**Task objective**
Repeat the material verbatim and drop the pictures.

**Information shown**
>>>>
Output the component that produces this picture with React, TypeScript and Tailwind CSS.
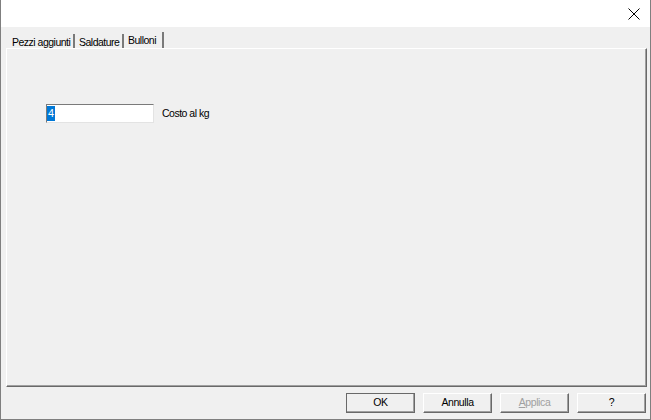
import React from "react";

const font = { fontFamily: '"Liberation Sans", Arial, sans-serif' };

function Tab({ label, width, selected }: { label: string; width: string; selected?: boolean }) {
  return (
    <div
      className={`${width} ${
        selected ? "h-[16px]" : "h-[14px]"
      } flex items-start whitespace-nowrap border-r-2 border-r-[#7a7a7a] pl-[4px] pt-[2px] text-[10.5px] leading-[13px] tracking-[-0.5px] text-black`}
    >
      {label}
    </div>
  );
}

function DlgButton({
  children,
  isDefault,
  disabled,
}: {
  children: React.ReactNode;
  isDefault?: boolean;
  disabled?: boolean;
}) {
  return (
    <div
      className={`${
        isDefault ? "outline outline-1 -outline-offset-1 outline-[#696969]" : ""
      } flex h-[20px] w-[69px] items-center justify-center whitespace-nowrap border-t border-l border-white border-r border-b border-r-[#696969] border-b-[#696969] bg-[#f0f0f0] shadow-[inset_-1px_-1px_0_#a0a0a0] text-[10.5px] tracking-[-0.4px] ${
        disabled ? "text-[#a0a0a0]" : "text-black"
      }`}
    >
      {children}
    </div>
  );
}

export default function App() {
  return (
    <div
      style={font}
      className="flex h-[420px] w-[651px] flex-col border-x border-b border-[#7f7f7f] bg-[#f0f0f0]"
    >
      {/* title bar */}
      <div className="flex h-[27px] items-center justify-end bg-white pr-[9px]">
        <svg width="12" height="12" viewBox="0 0 12 12" className="mr-[1px]">
          <path d="M0.5 0.5 L11.5 11.5 M11.5 0.5 L0.5 11.5" stroke="#000" strokeWidth="1" />
        </svg>
      </div>

      {/* tabs */}
      <div className="ml-[7px] mt-[5px] flex h-[16px] items-end">
        <Tab label="Pezzi aggiunti" width="w-[67px]" />
        <Tab label="Saldature" width="w-[49px]" />
        <Tab label="Bulloni" width="w-[40px]" selected />
      </div>

      {/* panel */}
      <div className="ml-[5px] mr-[3px] h-[339px] border-t border-l border-white border-r border-b border-r-[#696969] border-b-[#696969] shadow-[inset_-1px_-1px_0_#a0a0a0]">
        <div className="flex items-center pl-[39px] pt-[55px]">
          <div className="flex h-[19px] w-[108px] items-center border-t border-l border-[#7a7a7a] border-r border-b border-r-[#e3e3e3] border-b-[#e3e3e3] bg-white">
            <span className="flex h-[15px] items-center bg-[#0078d7] px-[1px] text-[11px] leading-[13px] text-white">
              4
            </span>
          </div>
          <span className="ml-[8px] whitespace-nowrap text-[10.5px] tracking-[-0.5px] text-black">
            Costo al kg
          </span>
        </div>
      </div>

      {/* buttons */}
      <div className="mt-[6px] flex justify-end gap-[8px] pr-[4px]">
        <DlgButton isDefault>OK</DlgButton>
        <DlgButton>Annulla</DlgButton>
        <DlgButton disabled>
          <span>
            <span className="underline">A</span>pplica
          </span>
        </DlgButton>
        <DlgButton>?</DlgButton>
      </div>
    </div>
  );
}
<<<<
**The answer**
Output the component that produces this picture with React, TypeScript and Tailwind CSS.
import React from "react";

const font = { fontFamily: '"Liberation Sans", Arial, sans-serif' };

function Tab({ label, width, selected }: { label: string; width: string; selected?: boolean }) {
  return (
    <div
      className={`${width} ${
        selected ? "h-[16px]" : "h-[14px]"
      } flex items-start whitespace-nowrap border-r-2 border-r-[#7a7a7a] pl-[4px] pt-[2px] text-[10.5px] leading-[13px] tracking-[-0.5px] text-black`}
    >
      {label}
    </div>
  );
}

function DlgButton({
  children,
  isDefault,
  disabled,
}: {
  children: React.ReactNode;
  isDefault?: boolean;
  disabled?: boolean;
}) {
  return (
    <div
      className={`${
        isDefault ? "outline outline-1 -outline-offset-1 outline-[#696969]" : ""
      } flex h-[20px] w-[69px] items-center justify-center whitespace-nowrap border-t border-l border-white border-r border-b border-r-[#696969] border-b-[#696969] bg-[#f0f0f0] shadow-[inset_-1px_-1px_0_#a0a0a0] text-[10.5px] tracking-[-0.4px] ${
        disabled ? "text-[#a0a0a0]" : "text-black"
      }`}
    >
      {children}
    </div>
  );
}

export default function App() {
  return (
    <div
      style={font}
      className="flex h-[420px] w-[651px] flex-col border-x border-b border-[#7f7f7f] bg-[#f0f0f0]"
    >
      {/* title bar */}
      <div className="flex h-[27px] items-center justify-end bg-white pr-[9px]">
        <svg width="12" height="12" viewBox="0 0 12 12" className="mr-[1px]">
          <path d="M0.5 0.5 L11.5 11.5 M11.5 0.5 L0.5 11.5" stroke="#000" strokeWidth="1" />
        </svg>
      </div>

      {/* tabs */}
      <div className="ml-[7px] mt-[5px] flex h-[16px] items-end">
        <Tab label="Pezzi aggiunti" width="w-[67px]" />
        <Tab label="Saldature" width="w-[49px]" />
        <Tab label="Bulloni" width="w-[40px]" selected />
      </div>

      {/* panel */}
      <div className="ml-[5px] mr-[3px] h-[339px] border-t border-l border-white border-r border-b border-r-[#696969] border-b-[#696969] shadow-[inset_-1px_-1px_0_#a0a0a0]">
        <div className="flex items-center pl-[39px] pt-[55px]">
          <div className="flex h-[19px] w-[108px] items-center border-t border-l border-[#7a7a7a] border-r border-b border-r-[#e3e3e3] border-b-[#e3e3e3] bg-white">
            <span className="flex h-[15px] items-center bg-[#0078d7] px-[1px] text-[11px] leading-[13px] text-white">
              4
            </span>
          </div>
          <span className="ml-[8px] whitespace-nowrap text-[10.5px] tracking-[-0.5px] text-black">
            Costo al kg
          </span>
        </div>
      </div>

      {/* buttons */}
      <div className="mt-[6px] flex justify-end gap-[8px] pr-[4px]">
        <DlgButton isDefault>OK</DlgButton>
        <DlgButton>Annulla</DlgButton>
        <DlgButton disabled>
          <span>
            <span className="underline">A</span>pplica
          </span>
        </DlgButton>
        <DlgButton>?</DlgButton>
      </div>
    </div>
  );
}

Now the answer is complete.